With our confidence shaken, we
rebelled. “We want real food,” we demanded, “We want supper, not dessert for
supper.” My father pouted for a while and then announced that we were
absolutely right. “Tonight,” he assured us, “We’ll have chicken noodle soup,
but you’ll all have to help me make it.”
This was a masterstroke that turned
small mutineers back into co-conspirators. For us, true children of our time
and place, chicken noodle soup came in only one form. It was yellow, salty
broth, with miniscule, flavorless squares of chicken and short squishy noodles.
It came in a red and white can. It was supreme comfort food, always eaten with
saltines and it never occurred to our limited points of view that it could take
on any other incarnation than that.
Tossing a couple of spruce hens
into a large pot with half a dozen yellow onions, salt and pepper, and a gallon
of water, my father announced jubilantly that this would be our soup. Still
credulous, we inquired about the noodles. “We’re going to make them,” my father
replied, “go and get all of the coat hangers you can find.”

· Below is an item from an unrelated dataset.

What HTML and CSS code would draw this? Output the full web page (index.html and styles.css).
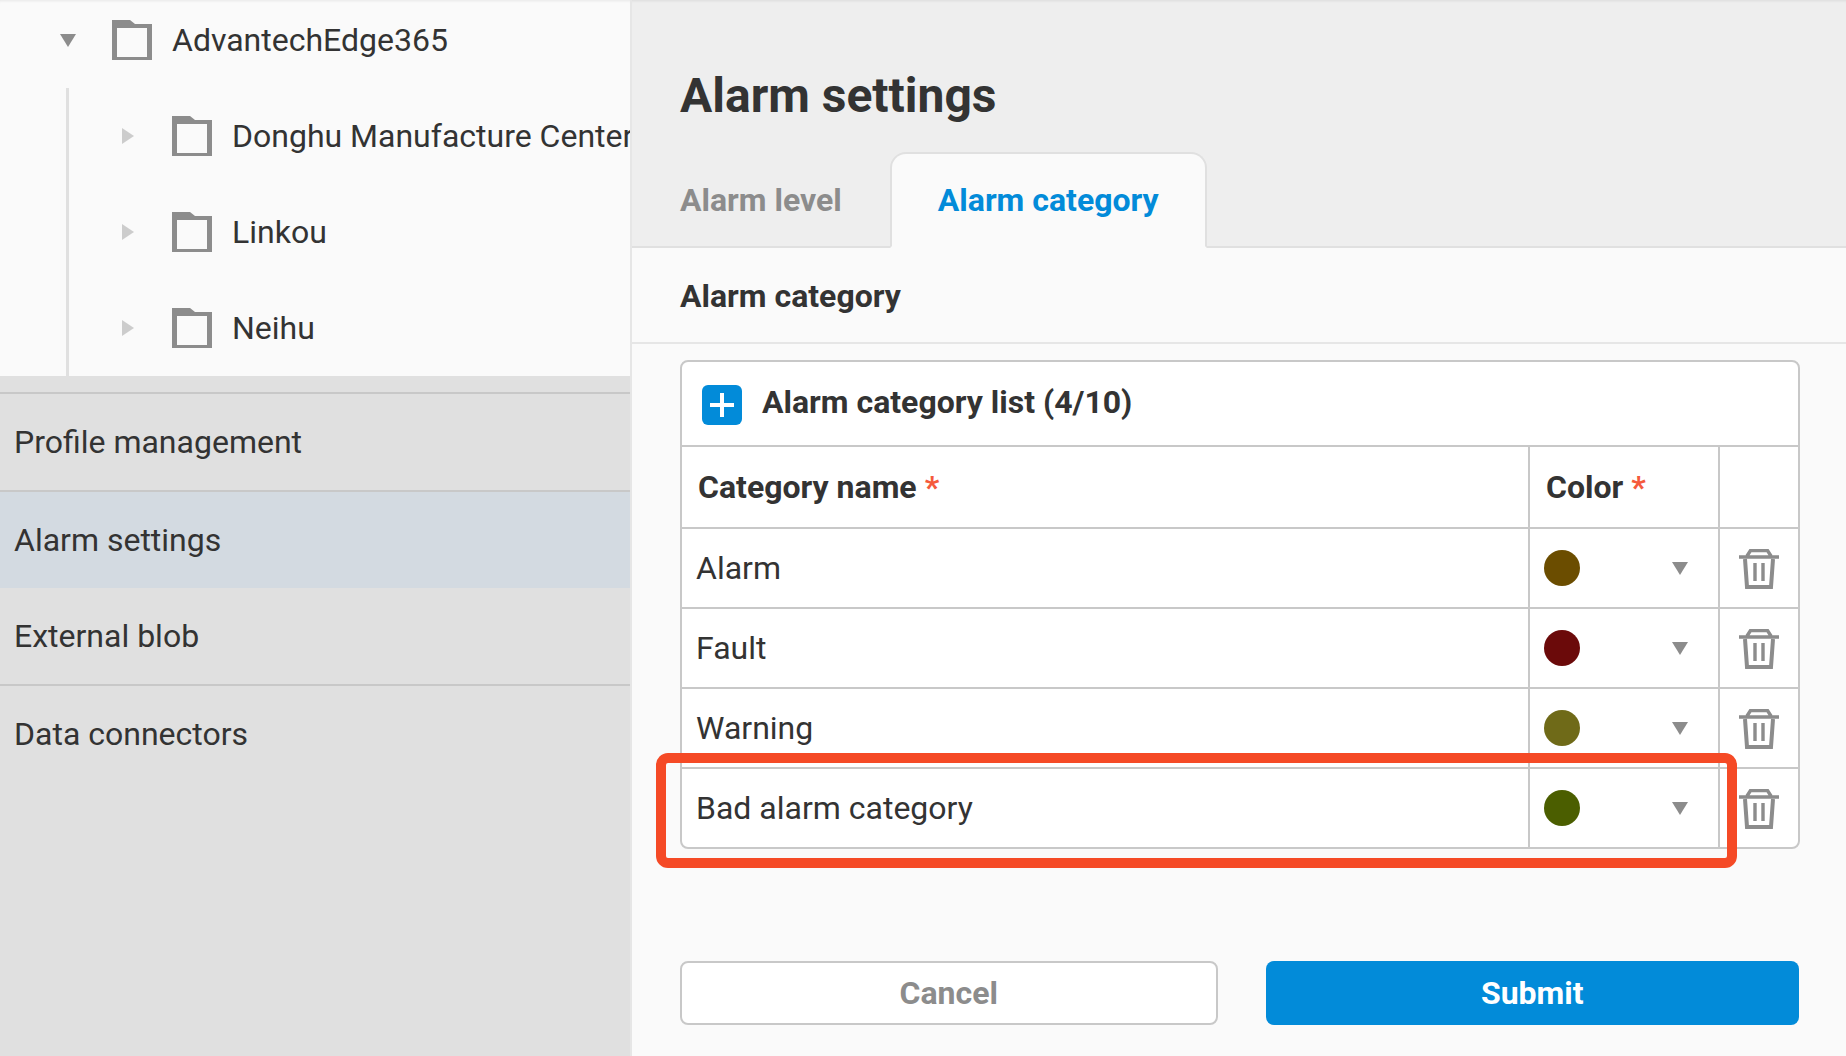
FILE: index.html
```html
<!DOCTYPE html>
<html lang="en">
<head>
  <meta charset="UTF-8" />
  <title>Alarm settings</title>
  <link rel="stylesheet" href="styles.css">
</head>
<body>

  <!-- Sidebar -->
  <aside class="sidebar">
    <div class="tree">
      <div class="tree-row root">
        <span class="caret-down"></span>
        <svg class="folder" viewBox="0 0 40 40"><path d="M0 0h18l5 4h17v36H0zM5 8v29h30V8z" fill="#8c8c8c" fill-rule="evenodd"/></svg>
        <span class="tree-label">AdvantechEdge365</span>
      </div>
      <div class="tree-children">
        <div class="tree-row">
          <span class="caret-right"></span>
          <svg class="folder" viewBox="0 0 40 40"><path d="M0 0h18l5 4h17v36H0zM5 8v29h30V8z" fill="#8c8c8c" fill-rule="evenodd"/></svg>
          <span class="tree-label">Donghu Manufacture Center</span>
        </div>
        <div class="tree-row">
          <span class="caret-right"></span>
          <svg class="folder" viewBox="0 0 40 40"><path d="M0 0h18l5 4h17v36H0zM5 8v29h30V8z" fill="#8c8c8c" fill-rule="evenodd"/></svg>
          <span class="tree-label">Linkou</span>
        </div>
        <div class="tree-row">
          <span class="caret-right"></span>
          <svg class="folder" viewBox="0 0 40 40"><path d="M0 0h18l5 4h17v36H0zM5 8v29h30V8z" fill="#8c8c8c" fill-rule="evenodd"/></svg>
          <span class="tree-label">Neihu</span>
        </div>
      </div>
    </div>
    <nav class="side-nav">
      <a class="nav-item">Profile management</a>
      <a class="nav-item active">Alarm settings</a>
      <a class="nav-item">External blob</a>
      <a class="nav-item">Data connectors</a>
    </nav>
  </aside>

  <!-- Main panel -->
  <main class="panel">
    <header class="panel-head">
      <h1>Alarm settings</h1>
      <div class="tabs">
        <button class="tab">Alarm level</button>
        <button class="tab active">Alarm category</button>
      </div>
    </header>

    <h2 class="section-title">Alarm category</h2>

    <section class="list-card">
      <div class="list-head">
        <span class="add-btn">
          <svg viewBox="0 0 40 40"><path d="M8 20h24M20 8v24" stroke="#fff" stroke-width="4"/></svg>
        </span>
        <span class="list-title">Alarm category list (4/10)</span>
      </div>
      <div class="row head-row">
        <div class="cell name">Category name <em>*</em></div>
        <div class="cell color">Color <em>*</em></div>
        <div class="cell action"></div>
      </div>
      <div class="row">
        <div class="cell name">Alarm</div>
        <div class="cell color"><span class="dot dot-alarm"></span><span class="caret-down"></span></div>
        <div class="cell action"><svg class="trash" viewBox="0 0 40 40"><path d="M0 8h40M8 7l3.5-5.5h17L32 7" fill="none" stroke="#8c8c8c" stroke-width="3.4"/><path d="M6 10l2 28h24l2-28" fill="none" stroke="#8c8c8c" stroke-width="4"/><path d="M16 14v18M24 14v18" stroke="#8c8c8c" stroke-width="3.4"/></svg></div>
      </div>
      <div class="row">
        <div class="cell name">Fault</div>
        <div class="cell color"><span class="dot dot-fault"></span><span class="caret-down"></span></div>
        <div class="cell action"><svg class="trash" viewBox="0 0 40 40"><path d="M0 8h40M8 7l3.5-5.5h17L32 7" fill="none" stroke="#8c8c8c" stroke-width="3.4"/><path d="M6 10l2 28h24l2-28" fill="none" stroke="#8c8c8c" stroke-width="4"/><path d="M16 14v18M24 14v18" stroke="#8c8c8c" stroke-width="3.4"/></svg></div>
      </div>
      <div class="row">
        <div class="cell name">Warning</div>
        <div class="cell color"><span class="dot dot-warning"></span><span class="caret-down"></span></div>
        <div class="cell action"><svg class="trash" viewBox="0 0 40 40"><path d="M0 8h40M8 7l3.5-5.5h17L32 7" fill="none" stroke="#8c8c8c" stroke-width="3.4"/><path d="M6 10l2 28h24l2-28" fill="none" stroke="#8c8c8c" stroke-width="4"/><path d="M16 14v18M24 14v18" stroke="#8c8c8c" stroke-width="3.4"/></svg></div>
      </div>
      <div class="row">
        <div class="cell name">Bad alarm category</div>
        <div class="cell color"><span class="dot dot-bad"></span><span class="caret-down"></span></div>
        <div class="cell action"><svg class="trash" viewBox="0 0 40 40"><path d="M0 8h40M8 7l3.5-5.5h17L32 7" fill="none" stroke="#8c8c8c" stroke-width="3.4"/><path d="M6 10l2 28h24l2-28" fill="none" stroke="#8c8c8c" stroke-width="4"/><path d="M16 14v18M24 14v18" stroke="#8c8c8c" stroke-width="3.4"/></svg></div>
      </div>
      <div class="highlight"></div>
    </section>

    <div class="actions">
      <button class="btn cancel">Cancel</button>
      <button class="btn submit">Submit</button>
    </div>
  </main>

</body>
</html>
```

FILE: styles.css
```css
/* --- BASE --- */
* { margin: 0; padding: 0; box-sizing: border-box; }
html, body { height: 100%; overflow: hidden; }
body {
  display: flex;
  background: #fafafa;
  color: #333;
  font-family: Roboto, "Liberation Sans", sans-serif;
  font-size: 32px;
}

/* Sidebar */
.sidebar {
  width: 632px;
  height: 1056px;
  flex-shrink: 0;
  background: #e0e0e0;
  border-right: 2px solid #e6e6e6;
  overflow: hidden;
}
.tree {
  background: #fafafa;
  height: 376px;
  box-shadow: inset 0 3px 3px -2px rgba(0,0,0,0.08);
}
.tree-row {
  display: flex;
  align-items: center;
  height: 96px;
  white-space: nowrap;
}
.tree-row.root {
  height: 80px;
  padding-left: 60px;
}
.tree-children {
  margin: 8px 0 0 66px;
  padding-left: 53px;
  height: 288px;
  border-left: 3px solid #e0e0e0;
}
.folder {
  width: 40px;
  height: 40px;
  flex-shrink: 0;
}
.root .folder { margin-left: 36px; }
.tree-children .folder { margin-left: 38px; }
.tree-label { margin-left: 20px; }
.caret-down {
  width: 0;
  height: 0;
  border-left: 8px solid transparent;
  border-right: 8px solid transparent;
  border-top: 13px solid #8c8c8c;
  display: inline-block;
}
.caret-right {
  width: 0;
  height: 0;
  border-top: 8px solid transparent;
  border-bottom: 8px solid transparent;
  border-left: 12px solid #cccccc;
  display: inline-block;
}
.side-nav { padding-top: 16px; }
.nav-item {
  display: flex;
  align-items: center;
  height: 98px;
  padding-left: 14px;
  border-top: 2px solid #c8c8c8;
}
.nav-item.active { background: #d3dae1; }
.nav-item.active + .nav-item { border-top: 0; height: 96px; }

/* Main panel */
.panel { flex: 1; min-width: 0; }
.panel-head {
  background: #eeeeee;
  height: 248px;
  padding: 68px 0 0 48px;
  border-bottom: 2px solid #e0e0e0;
  position: relative;
  box-shadow: inset 0 3px 3px -2px rgba(0,0,0,0.08);
}
h1 { font-size: 48px; font-weight: 700; line-height: 56px; }
.tabs { display: flex; position: absolute; left: 0; bottom: -2px; }
.tab {
  font: 700 32px Roboto, sans-serif;
  color: #8c8c8c;
  background: none;
  border: 2px solid transparent;
  height: 96px;
  padding: 0 46px;
}
.tab.active {
  color: #028bd9;
  background: #fafafa;
  border-color: #e0e0e0;
  border-bottom-color: #fafafa;
  border-radius: 16px 16px 0 0;
}
.section-title {
  font-size: 32px;
  font-weight: 700;
  height: 96px;
  line-height: 96px;
  padding-left: 48px;
  border-bottom: 2px solid #e6e6e6;
}
.list-card {
  position: relative;
  margin: 16px 46px 0 48px;
  background: #fff;
  border: 2px solid #c8c8c8;
  border-radius: 8px;
}
.list-head {
  display: flex;
  align-items: center;
  height: 83px;
  padding: 3px 0 0 20px;
  gap: 20px;
  font-weight: 700;
}
.list-title { margin-bottom: 7px; }
.add-btn {
  width: 40px;
  height: 40px;
  background: #028bd9;
  border-radius: 6px;
}
.add-btn svg { display: block; }
.row {
  display: grid;
  grid-template-columns: 846px 190px 1fr;
  height: 80px;
  border-top: 2px solid #c8c8c8;
}
.cell {
  display: flex;
  align-items: center;
  padding-left: 14px;
}
.head-row { font-weight: 700; height: 82px; }
.head-row .name { padding-left: 16px; }
.cell em { color: #f55a3c; font-style: normal; margin-left: 8px; }
.cell.color { border-left: 2px solid #c8c8c8; padding: 0 30px 0 14px; justify-content: space-between; }
.head-row .cell.color { justify-content: flex-start; padding-left: 16px; }
.cell.action { border-left: 2px solid #c8c8c8; padding: 2px 0 0 19px; }
.dot { width: 36px; height: 36px; border-radius: 50%; }
.dot-alarm { background: #6b4d00; }
.dot-fault { background: #6b0a0a; }
.dot-warning { background: #6f6a18; }
.dot-bad { background: #4b5e00; }
.trash { width: 40px; height: 40px; }
.highlight {
  position: absolute;
  left: -26px;
  bottom: -21px;
  width: 1081px;
  height: 115px;
  border: 10px solid #f54a26;
  border-radius: 12px;
}
.actions {
  display: flex;
  gap: 48px;
  margin: 112px 47px 0 48px;
}
.btn {
  flex: 1;
  height: 64px;
  font: 700 32px Roboto, sans-serif;
  border-radius: 8px;
}
.cancel { background: #fff; color: #8c8c8c; border: 2px solid #c8c8c8; }
.submit { background: #028bd9; color: #fff; border: 0; }
```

We watched him make dough, roll it
out, and cut it into thick strips. “These,” he told us with a note of triumph
in his voice, “are the noodles.”
“They don’t look like noodles,” my
smallest sister quavered and the rest of us agreed, even my little brother, who
could barely talk.
“Just wait,” my father promised,
“They have to dry before they’re done.”
All of us draped ribbons of dough over
wire coat hangers and my father hung them from the ceiling. For the rest of the
day, we dodged dangling strips of something we were positive we didn’t want to
eat.
We watched the dough hit the
boiling water that the spruce hen had simmered in for most of the day. Bits of
skin and bone roiled about with chunks of onions and wet, unbaked bread. When
at last it was ladled into bowls, we tasted it, hoping for a miracle. Then the uprising
hit full force.
“It’s not chicken noodle
soup. This is disgusting,” I protested, knowing that it was my responsibility
as the oldest to speak up. “I can’t eat this. It’s going to make me sick.” The
others murmured their assent, tears welling up in their eyes.
“I want Mommy,” my little brother sobbed
and we all began to cry. My father knew when he was defeated. “Let’s have popcorn and cocoa for supper tonight,” he suggested. The soup went to the dogs.
Then came the day that we were
invited to have supper with friends in town, an event we all looked forward to.
A few days before this occasion, my father looked dubiously at our winter
coats. “They’re very dirty,” he decided.
“Yes,” I agreed, “but they’re wool.
Mommy says they can’t go in the washing machine; they’ll shrink. They have to
go to a dry cleaner.” I had no idea what a dry cleaner was, but my father
seemed to understand.
“Let me think about this,” he said
and went off to the corner of the couch with his cigarette and cup of coffee.
My father smoked a lot; he said it helped him figure things out.
My sisters and I looked at each
other with a fair degree of apprehension, and then went off to play. Whatever
he thought up, at least it wouldn’t involve food.
Within a couple of hours, he called
for us to bring our coats outside. When we came to where he stood, we all began
to cough. My father was standing beside a large washtub that was filled with
Blazo. Even in the sharp winter air, the fumes were intense.
“Give me your coats,” he said and
plunged them into the Blazo. “This is dry cleaning. The gas will clean the wool
in a couple of hours, without our having to lift a finger. Some people pay to
have this done,” he scoffed.
We had to admit the coats were much
cleaner when eventually they emerged from their immersion in white gas. Once
again the coat hangers came into play; our coats were so permeated with fumes
that we couldn’t bring them in the house. They hung outside on the clothesline
for the next two days.
Even so, we still smelled strongly
of Blazo when we put them on for our social engagement. “You look very nice,”
my father said approvingly, “but of course you’re going to have to ride in the back of
the pickup truck.”
It was a beautiful day, crisp,
clear, and blindingly white and blue. We sang all the way into town, in our
clean winter coats, peering into the cab where my father drove with one hand. The other held the reason we were in the back, his perpetual
cigarette, its tip glowing with a subdued flame.
2 comments:
Was your father perhaps bipolar?
Yes. When I first read about Prozac in New York magazine, I wanted my father to get on it. He used Valium for a while, with ill effects. Very tragic man,in many ways.